12. Wetzel by Richard Fleming; (4*); 946 pgs; ARC/ER; Net-Galley

Wetzel is written in a very simplistic manner which compliments this legend of a frontier man and which makes this long book accessible even to young readers who want to tackle a Big Fat Book.
Fleming has researched his material well and as a reader who has been fascinated with the frontier man, Lew Wetzel, for 57 years of my life, the only fault I could find with it was that his book is pretty complimentary to Wetzel. Lew Wetzel was truly a scamp of a man. He was blood thirsty, mean & snarly; not at all as he is portrayed in this book. But that aside, I enjoyed this book tremendously and it is written as a novel so we can expect all of that.
The Indian Wars and the redskins' raids on the forts & the settlers are well written. We get to know many of the characters, both white and Indian alike. The backstory of the trio of warriors who seek to hunt & kill Lew Wetzel is very interesting & the author is very upfront about this part of the story being total fiction whereas most of the story line is based on partial fact gleaned from Fleming's research.

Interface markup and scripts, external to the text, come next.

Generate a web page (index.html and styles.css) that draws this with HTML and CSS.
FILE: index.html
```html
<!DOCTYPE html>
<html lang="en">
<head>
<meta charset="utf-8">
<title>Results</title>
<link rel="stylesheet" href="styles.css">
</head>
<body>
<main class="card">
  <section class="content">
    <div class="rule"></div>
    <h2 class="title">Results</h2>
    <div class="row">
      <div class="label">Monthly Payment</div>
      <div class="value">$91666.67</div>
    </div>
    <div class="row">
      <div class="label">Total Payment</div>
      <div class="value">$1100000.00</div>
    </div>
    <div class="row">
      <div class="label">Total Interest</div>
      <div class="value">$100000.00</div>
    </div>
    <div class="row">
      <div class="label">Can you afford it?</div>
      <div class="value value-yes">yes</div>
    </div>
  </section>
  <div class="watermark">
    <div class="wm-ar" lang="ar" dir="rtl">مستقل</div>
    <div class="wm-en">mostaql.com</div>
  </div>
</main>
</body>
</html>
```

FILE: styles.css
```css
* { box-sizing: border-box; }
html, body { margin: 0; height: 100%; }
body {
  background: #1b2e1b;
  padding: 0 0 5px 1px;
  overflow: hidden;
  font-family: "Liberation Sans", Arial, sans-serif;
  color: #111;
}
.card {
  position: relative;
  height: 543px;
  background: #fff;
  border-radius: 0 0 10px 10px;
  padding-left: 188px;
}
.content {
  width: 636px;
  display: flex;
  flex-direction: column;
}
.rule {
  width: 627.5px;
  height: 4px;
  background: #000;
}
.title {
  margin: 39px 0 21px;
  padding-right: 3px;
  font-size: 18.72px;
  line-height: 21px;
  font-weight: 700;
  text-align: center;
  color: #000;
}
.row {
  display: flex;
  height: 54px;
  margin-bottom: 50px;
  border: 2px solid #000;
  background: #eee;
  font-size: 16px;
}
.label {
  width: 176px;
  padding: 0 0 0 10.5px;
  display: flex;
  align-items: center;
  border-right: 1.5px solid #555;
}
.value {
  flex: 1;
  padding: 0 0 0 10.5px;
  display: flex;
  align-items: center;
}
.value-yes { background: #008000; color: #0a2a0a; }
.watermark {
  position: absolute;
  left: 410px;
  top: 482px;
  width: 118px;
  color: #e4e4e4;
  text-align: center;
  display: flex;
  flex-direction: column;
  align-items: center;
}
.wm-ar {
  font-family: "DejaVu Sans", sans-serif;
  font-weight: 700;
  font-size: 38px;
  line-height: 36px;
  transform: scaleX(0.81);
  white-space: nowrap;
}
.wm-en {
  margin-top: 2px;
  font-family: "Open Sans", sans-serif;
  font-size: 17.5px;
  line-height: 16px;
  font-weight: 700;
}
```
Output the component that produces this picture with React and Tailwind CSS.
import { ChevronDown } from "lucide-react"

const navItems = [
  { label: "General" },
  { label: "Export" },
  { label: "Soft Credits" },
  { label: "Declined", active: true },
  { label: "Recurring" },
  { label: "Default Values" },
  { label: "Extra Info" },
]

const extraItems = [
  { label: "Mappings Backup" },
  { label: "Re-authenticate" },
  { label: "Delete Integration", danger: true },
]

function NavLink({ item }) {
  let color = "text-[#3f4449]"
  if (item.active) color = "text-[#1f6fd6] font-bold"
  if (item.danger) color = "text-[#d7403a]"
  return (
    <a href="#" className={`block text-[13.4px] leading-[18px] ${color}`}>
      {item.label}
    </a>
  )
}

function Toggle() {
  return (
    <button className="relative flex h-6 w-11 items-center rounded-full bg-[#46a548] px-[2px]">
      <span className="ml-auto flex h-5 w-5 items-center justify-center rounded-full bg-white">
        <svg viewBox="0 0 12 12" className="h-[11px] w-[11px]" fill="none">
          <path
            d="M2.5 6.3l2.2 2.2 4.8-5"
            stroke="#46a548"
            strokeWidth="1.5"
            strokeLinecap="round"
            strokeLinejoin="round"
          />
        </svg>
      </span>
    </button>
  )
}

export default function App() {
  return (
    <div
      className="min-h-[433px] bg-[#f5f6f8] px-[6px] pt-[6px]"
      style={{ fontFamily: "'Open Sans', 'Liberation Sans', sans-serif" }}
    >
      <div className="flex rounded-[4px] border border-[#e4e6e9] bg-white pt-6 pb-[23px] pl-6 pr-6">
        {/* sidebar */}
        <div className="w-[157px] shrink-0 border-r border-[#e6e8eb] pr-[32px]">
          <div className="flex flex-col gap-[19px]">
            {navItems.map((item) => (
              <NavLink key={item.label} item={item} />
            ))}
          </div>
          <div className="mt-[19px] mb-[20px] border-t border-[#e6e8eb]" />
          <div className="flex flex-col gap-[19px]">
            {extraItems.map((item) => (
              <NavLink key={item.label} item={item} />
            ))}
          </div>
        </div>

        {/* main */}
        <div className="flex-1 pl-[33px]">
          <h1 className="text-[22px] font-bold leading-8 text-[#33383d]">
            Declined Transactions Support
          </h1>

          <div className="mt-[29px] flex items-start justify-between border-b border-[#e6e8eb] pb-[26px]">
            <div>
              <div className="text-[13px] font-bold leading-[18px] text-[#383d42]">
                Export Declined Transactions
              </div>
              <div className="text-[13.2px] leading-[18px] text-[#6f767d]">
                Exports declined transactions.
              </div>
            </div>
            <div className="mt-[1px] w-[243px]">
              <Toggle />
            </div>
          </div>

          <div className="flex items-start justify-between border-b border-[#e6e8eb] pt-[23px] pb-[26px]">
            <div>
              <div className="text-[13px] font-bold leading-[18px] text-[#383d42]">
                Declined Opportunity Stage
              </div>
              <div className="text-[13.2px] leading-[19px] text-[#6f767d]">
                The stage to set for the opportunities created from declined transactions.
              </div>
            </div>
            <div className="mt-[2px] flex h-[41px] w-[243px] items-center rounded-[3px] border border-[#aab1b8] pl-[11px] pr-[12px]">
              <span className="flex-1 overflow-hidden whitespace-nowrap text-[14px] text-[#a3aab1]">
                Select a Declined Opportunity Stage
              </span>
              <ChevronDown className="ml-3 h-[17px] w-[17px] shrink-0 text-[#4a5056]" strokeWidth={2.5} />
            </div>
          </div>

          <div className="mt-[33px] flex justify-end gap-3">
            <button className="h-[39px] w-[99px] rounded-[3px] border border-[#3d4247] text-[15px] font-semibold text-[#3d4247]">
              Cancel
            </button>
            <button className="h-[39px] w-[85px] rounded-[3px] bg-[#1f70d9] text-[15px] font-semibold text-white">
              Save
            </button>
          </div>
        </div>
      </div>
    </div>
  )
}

If & when you read this novel, please don't omit the author's opening remarks nor his after notes. Fleming is quite open with his explanations & reasons for parts of the book noting where he got his information & how he either verified it or played on his imagination to complete story lines of the different characters.
I really liked this book & highly recommend it to anyone who has an interest in this time period of the West, the 1850s to the early 1900s.